Google this week officially named Android 6.0 after the soft, spongy treat and released the operating system's penultimate build to developers before it is pushed to consumers later this year. What's in Marshmallow? Plenty.
Android 6.0 Marshmallow follows Android 5.x Lollipop and is the next-generation version of Google's mobile platform. The operating system has grown a lot over the years, adding new features with each major release. It is the number one platform in use globally, with a market share of about 79%. IDC expects Google's handset partners to ship approximately 1.2 billion handsets before the year is out.
Marshmallow gives Android lovers lots to get excited about.

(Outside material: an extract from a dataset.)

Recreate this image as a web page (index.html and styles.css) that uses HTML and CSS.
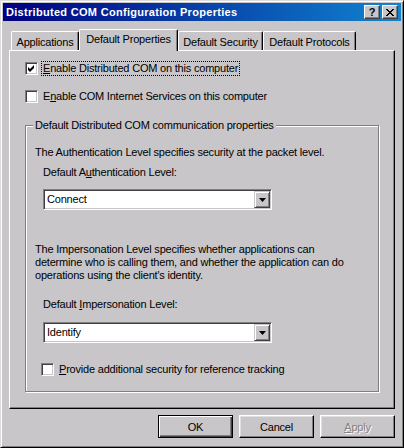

Google Now On Tap is the killer feature in Android 6.0. The key is context and situational awareness. The basic idea is to improve the usefulness of Google Now by providing the exact type of assistance when and where needed.
[Have you heard the one about Google's restructuring? Read 10 Reasons Why Google Alphabet Exists.]
Google explained that Google Now can understand the content of a text message, for example, and see that it includes an invitation to dinner at a new joint in town. A long press of the home button will bring up reviews and directions for that particular restaurant and offer to book a table. Google Now On Tap does this all automatically.
New power management software, called Doze, claims to double smartphone battery life when in standby. Doze makes use of a handset's sensors to determine its status. Is it at rest on a table, or is it moving in a pocket or the owner's hand? When it determines the phone isn't being used, it will shut down various background processes, such as notifications, to conserve energy.
One feature Google believes will have a big impact is called App Links. It reduces the number of popup dialog boxes that often interrupt users as they jump between apps. App Links will allow apps to transition automatically without bugging users for permission.
Then there's Android Pay, Google's latest attempt to bring mobile payments to Android devices. Android Pay will be the rebirth of Softcard (formerly Isis) and has the support of US carriers AT&T, T-Mobile, and Verizon Wireless. Google says it will be available at some 700,000 retail locations when it goes live in the coming months. Given Android's wide adoption, it's possible Android Pay can invigorate the public's interest in mobile payments. Worried about security? Android Pay will be protected by users' fingerprints.
Android 6.0 Marshmallow has plenty else hiding under the hood.
The third and final developer preview released this week is meant to help developers ensure their apps are compatible with the new operating system when it goes live. All the tools developers need, including the SDK, are available from the Android Studio.